Mehr als die Hälfte der Austrotürken wählte bei der Nationalratswahl 2013 Rot oder Grün. "Der Grund dafür muss aber nicht unbedingt am Migrationshintergrund liegen", erklärt Filzmaier dem KURIER. "Die meisten Türkischstämmigen leben in Wien, wo eben die SPÖ sehr stark ist." Allerdings sei zu bemerken gewesen, dass das politische Interesse und auch die Wahlbeteiligung deutlich unter dem Durchschnitt im Vergleich mit anderen Migrantengruppen lag (57 Prozent aller befragten Migranten gaben an, wählen zu gehen).
Steigendes Interesse
Filzmaier hat jedoch festgestellt, dass "das Interesse an österreichischen Wahlen bei der zweiten Generation der Türkischstämmigen im Steigen begriffen ist."
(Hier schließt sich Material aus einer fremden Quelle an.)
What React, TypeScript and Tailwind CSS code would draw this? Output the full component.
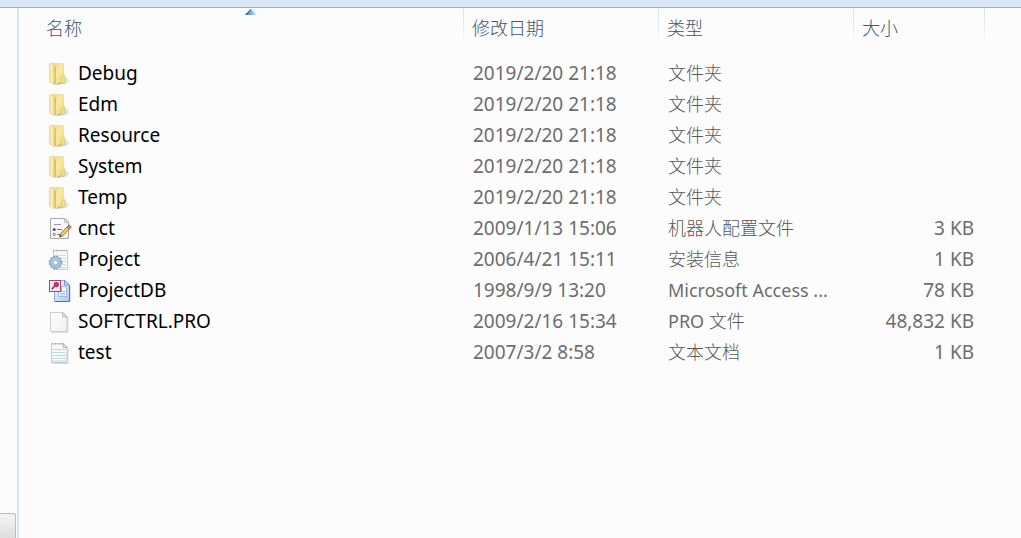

Das wiederum glaubt Hakan Renda erklären zu können. Er ist Generalsekretär der Anfang 2017 gegründeten NBZ (Neue Bewegung für die Zukunft), in der vor allem türkischstämmige Österreicher tätig sind: "Austrotürken sind bisher in der Politik meist ignoriert worden. Sie fühlen sich kaum vertreten. Deshalb wollen sich ja jetzt auch immer mehr politisch engagieren", sagt der 39-Jährige. Bei der Bundespräsidentenwahl sei die Wahlbeteiligung bereits gestiegen, so Renda.
Zurück nach Favoriten. In einem Geschäft verkauft ein Ehepaar Kopftücher. Doğan ist türkisch-, seine Frau Ilkay kurdischstämmig. "Du hast den Richtigen gefunden zum Sprechen", sagt der 31-Jährige, sichtlich erfreut, dass er seine politischen Ansichten mitteilen kann. Bis jetzt habe er immer gewählt, diesmal will er nicht. "Denn nur so verstehen die Politiker, dass sich etwas ändern muss." Wegen der Islamfeindlichkeit, die er bei allen Parteien bemerkt.
Von der Migrantenpartei NBZ habe er bisher kaum etwas vernommen, er will sich diese noch genauer ansehen, erzählt er. Ilkay, die für den reibungslosen Betrieb des Ladens zuständig ist, hat ein konkretes Anliegen: "Als Unternehmerin hat man immer wieder schwierige Zeiten", klagt die junge Frau. "Ich würde mir vom Finanzamt mehr Verständnis erhoffen." Damit ist sie dann schon ganz Österreicherin.